Building in Piacenza, Italy

The Piacenza Courthouse (Palazzo di Giustizia, or Palazzo del Tribunale) is a building located on Via del Consiglio in Piacenza, Italy. Formerly known as Palazzo Landi, it is one of the most remarkable examples of Renaissance architecture in Piacenza.

==History==
Built in the late 15th century by Manfredo Landi, a counsellor to the Dukes of Milan, it stands on medieval foundations that once belonged to the powerful Landi family.

In 1578, the palace was seized by Duke Ottavio Farnese for political reasons and converted into a courthouse—a function it continues to serve to this day.

==Description==
The elegant façade was designed by Giovanni Battagio and Agostino De Fondulis, both influenced by the work of Bramante. Particularly notable is the terracotta frieze, which features decorative motifs that blend architecture and ornamentation in a painterly style.

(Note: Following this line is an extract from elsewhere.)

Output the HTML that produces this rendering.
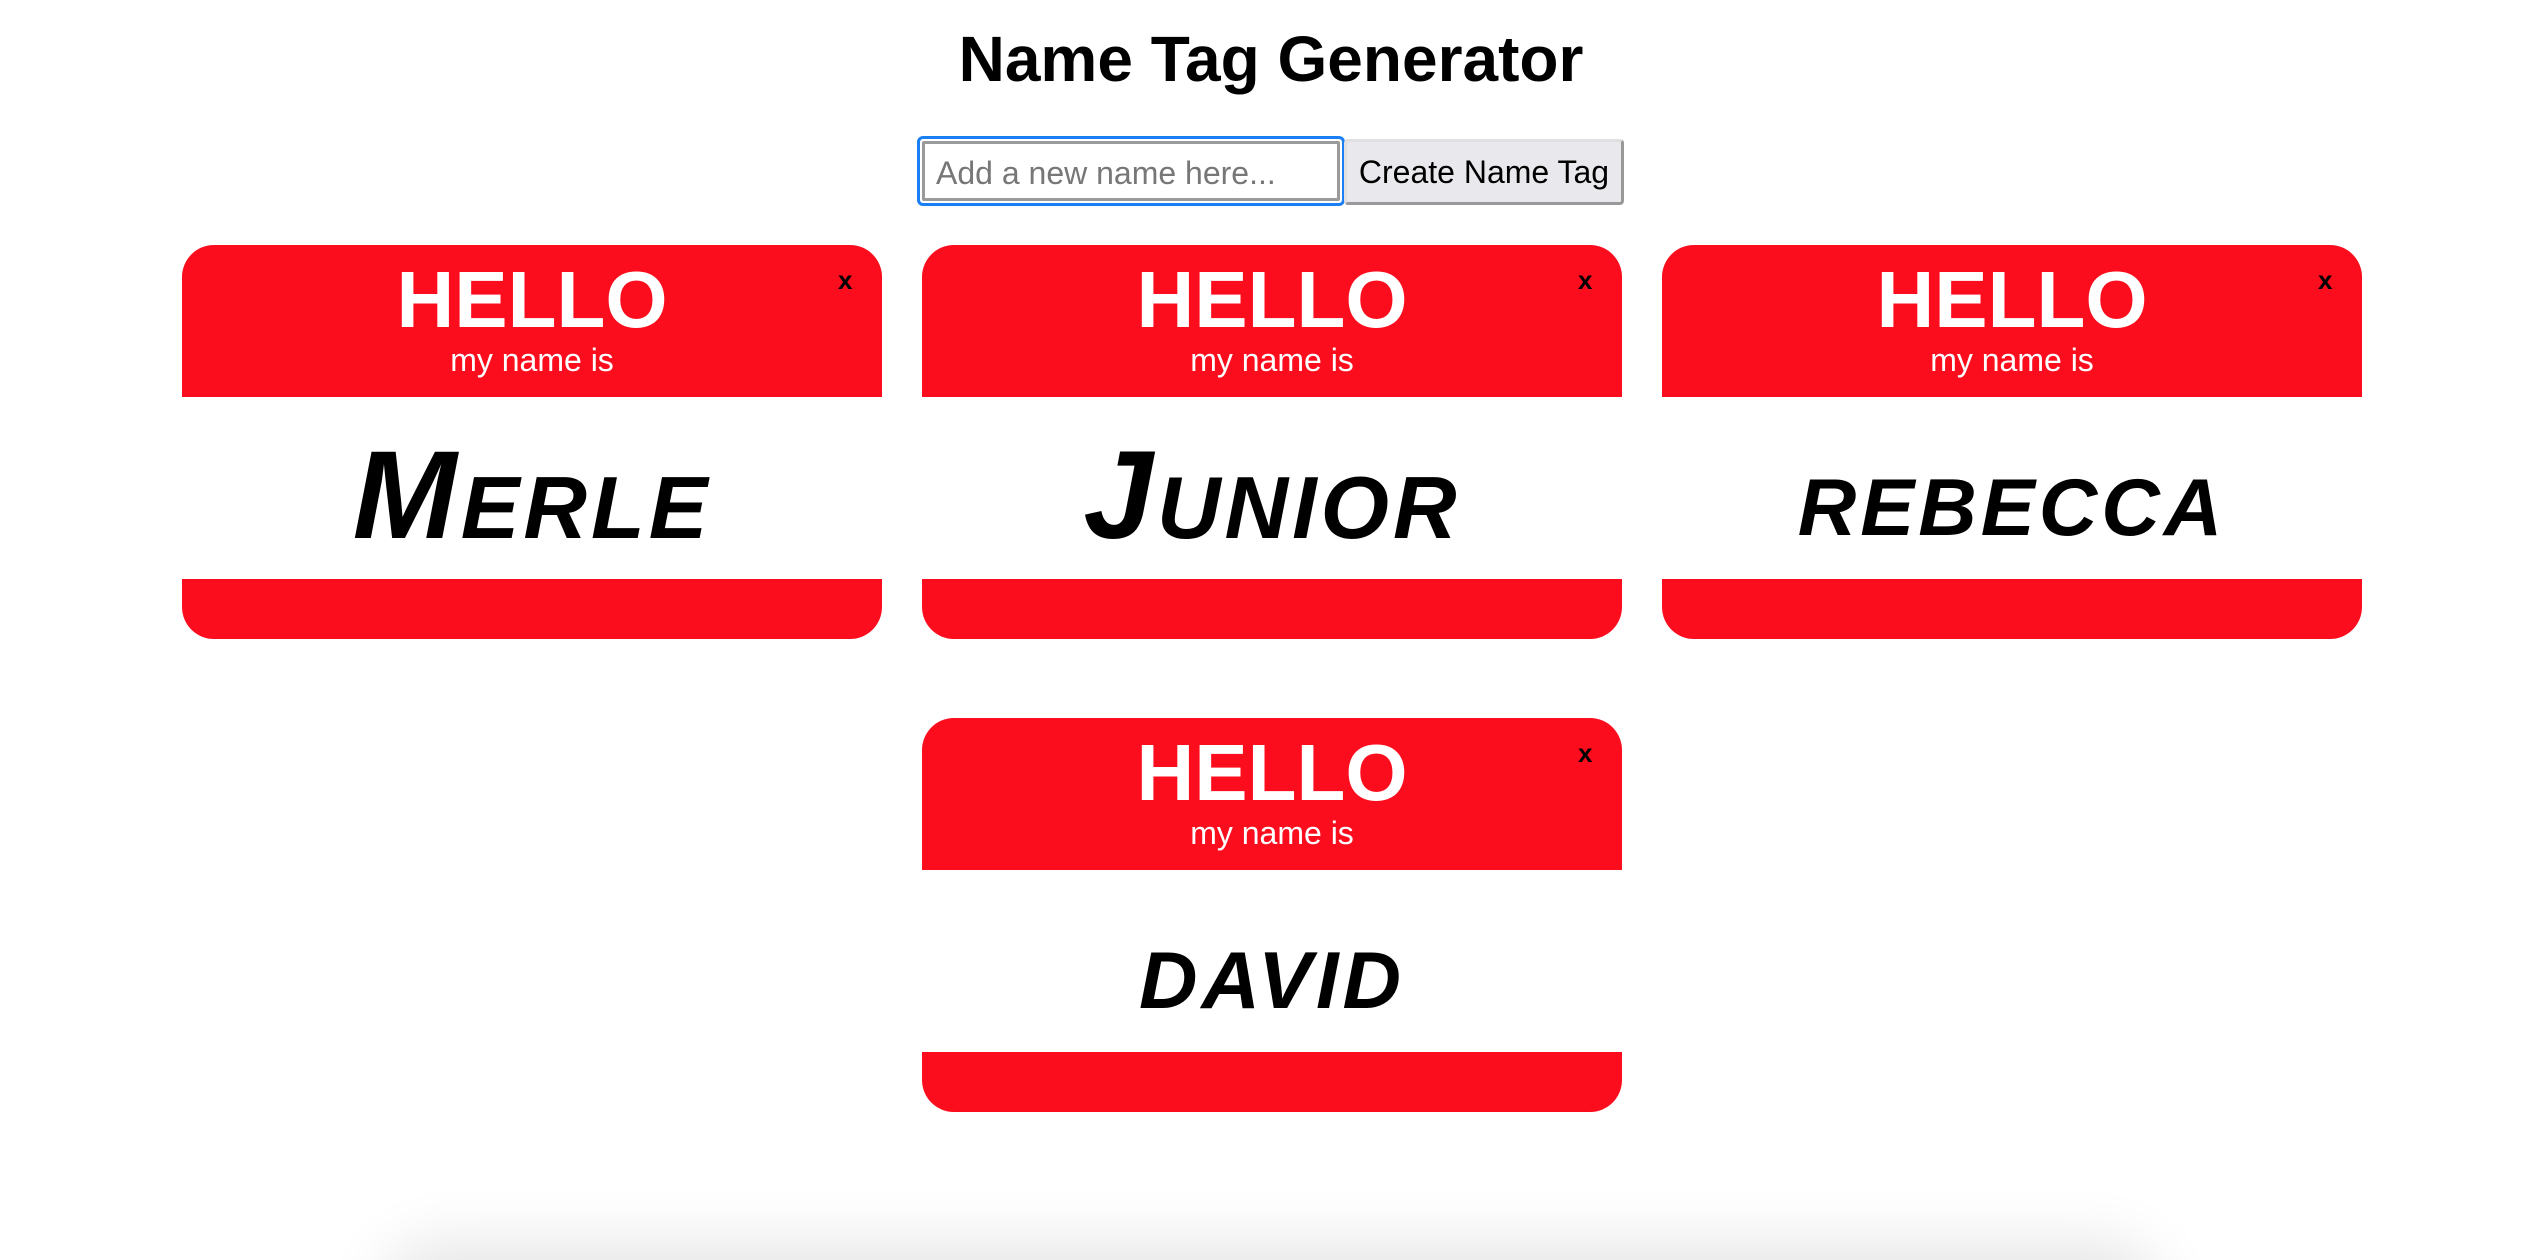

The marble portal, created by Giovan Pietro and Gabriele da Rho, echoes the form of a Roman triumphal arch and is adorned with classical symbols and allegorical decorations.

Inside, there are two courtyards: the first features terracotta decorations similar to those on the façade; the second houses the coats of arms of the Jesuits, who occupied the building starting in 1582. The columns and carved capitals in the courtyards are attributed to Bernardo Riccardi of Anghiera (1485).